Zimbabwe provides rich mineral resources but continues to face constraints in capital, industrial infrastructure, advanced mining technology and access to global markets. China, in contrast, brings financing capacity, industrial expertise and established global supply chains, while also relying on stable mineral inputs for its manufacturing and green energy industries.

The discussion, according to analysts, should therefore focus less on political rhetoric and more on three core pillars: governance, contracts and value chain development.

Experts warn that weak enforcement of mining regulations remains a key risk in resource governance. Although Zimbabwe has legal frameworks such as the Mines and Minerals Act and environmental protection legislation, enforcement capacity remains uneven.

Concerns persist in some mining areas over environmental degradation, labour conditions and community compensation, highlighting gaps between policy and implementation.

The central issue, analysts argue, is not the nationality of investors but the strength of institutions responsible for regulating the sector and ensuring compliance with environmental and labour standards.

The article also highlights the importance of transparent mining agreements between the state and investors. Many joint venture and concession deals remain opaque, limiting public understanding of revenue sharing, beneficiation obligations and local employment commitments.

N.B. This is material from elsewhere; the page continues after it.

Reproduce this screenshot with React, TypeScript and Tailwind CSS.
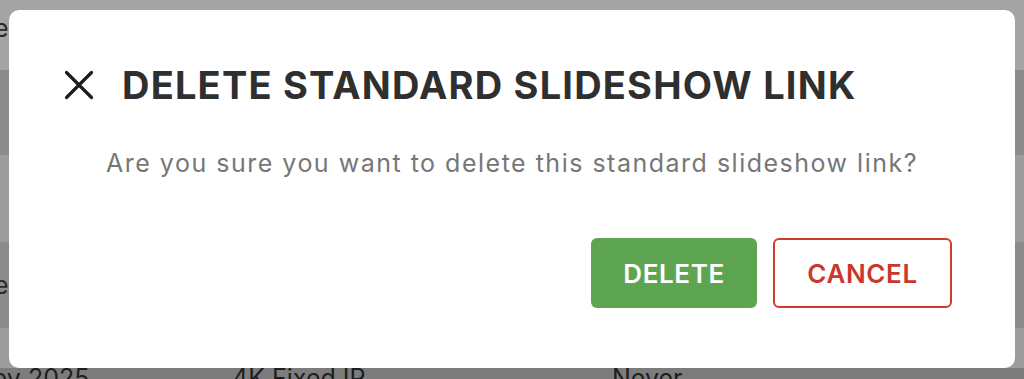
const font = { fontFamily: '"Inter", "Noto Sans", sans-serif' };

export default function App() {
  return (
    <div className="relative w-[1024px] h-[379px] overflow-hidden bg-[#9c9c9c]" style={font}>
      {/* dimmed table behind the dialog */}
      <div className="flex flex-col text-[25px] text-[#2a2a2a]">
        <div className="h-[70px] bg-[#a4a4a4] flex items-center">
          <span className="-ml-[6px] -mt-[12px]">e</span>
        </div>
        <div className="h-[85px] bg-[#8b8b8b]" />
        <div className="h-[87px] bg-[#9c9c9c]" />
        <div className="h-[86px] bg-[#8b8b8b] flex items-center">
          <span className="-ml-[6px] mt-[2px]">e</span>
        </div>
        <div className="h-[40px] bg-[#9c9c9c]" />
        <div className="h-[11px] bg-[#7c7c7c]">
          <div className="flex items-start text-[#1e1e1e] -mt-[2px] leading-none">
            <span className="-ml-[8px] w-[240px]">by 2025</span>
            <span className="w-[380px]">4K Fixed IR</span>
            <span>Never</span>
          </div>
        </div>
      </div>

      {/* dialog */}
      <div className="absolute left-[9px] top-[10px] w-[1006px] h-[358px] rounded-[10px] bg-white flex flex-col">
        <div className="flex items-center pl-[55px] pt-[56px]">
          <svg width="30" height="30" viewBox="0 0 30 30" className="text-[#1c1c1c]">
            <path d="M2.5 2.5 L27.5 27.5 M27.5 2.5 L2.5 27.5" stroke="currentColor" strokeWidth="3.2" strokeLinecap="round" fill="none" />
          </svg>
          <h2 className="ml-[28px] text-[38px] font-bold leading-none tracking-[1.2px] text-[#2f2f2f]">
            DELETE STANDARD SLIDESHOW LINK
          </h2>
        </div>
        <p className="mt-[47px] text-center text-[25px] leading-none tracking-[1.5px] text-[#777777]">
          Are you sure you want to delete this standard slideshow link?
        </p>
        <div className="mt-[62px] flex justify-end gap-[16px] pr-[63px]">
          <button className="w-[166px] h-[70px] rounded-[6px] bg-[#5ea552] text-white text-[26px] font-semibold tracking-[0.6px]">
            DELETE
          </button>
          <button className="w-[179px] h-[70px] rounded-[6px] border-2 border-[#d33a2f] bg-white text-[#c9382c] text-[26px] font-semibold tracking-[0.6px]">
            CANCEL
          </button>
        </div>
      </div>
    </div>
  );
}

Experts argue that clearer contracts and stronger disclosure mechanisms would improve accountability and reduce public mistrust.

They also emphasise the need for community participation in mining decisions, noting that local populations are often excluded from negotiations despite being directly affected by mining operations.

However, the analysis acknowledges structural constraints such as electricity shortages, logistics challenges and skills gaps, which make rapid industrial transformation difficult.

Zimbabwe's long-term economic strategy hinges on moving beyond raw mineral exports toward beneficiation and industrialisation. However, analysts caution that this transition must be gradual and realistic.

The country currently lacks sufficient infrastructure and industrial capacity for large-scale mineral processing, meaning that immediate full-scale beneficiation targets may not be feasible.

Instead, experts recommend a phased approach focusing on stabilising production, increasing local procurement, improving skills development and gradually expanding processing capacity.

Lithium, in particular, is highlighted as a strategic mineral due to its role in electric vehicle batteries and renewable energy storage systems, positioning Zimbabwe as an emerging player in global supply chains.

China's involvement in Zimbabwe's mining sector is also framed as part of broader long-term industrial cooperation, supported by deepening diplomatic and economic ties between the two countries.

The analysis concludes that the future of Zimbabwe–China mineral relations will depend less on ideological debate and more on governance quality, contract transparency and the country's ability to build sustainable value chains.

With improved institutional oversight and realistic industrial planning, Zimbabwe could leverage its mineral wealth to drive long-term economic transformation and strengthen its position in global supply networks.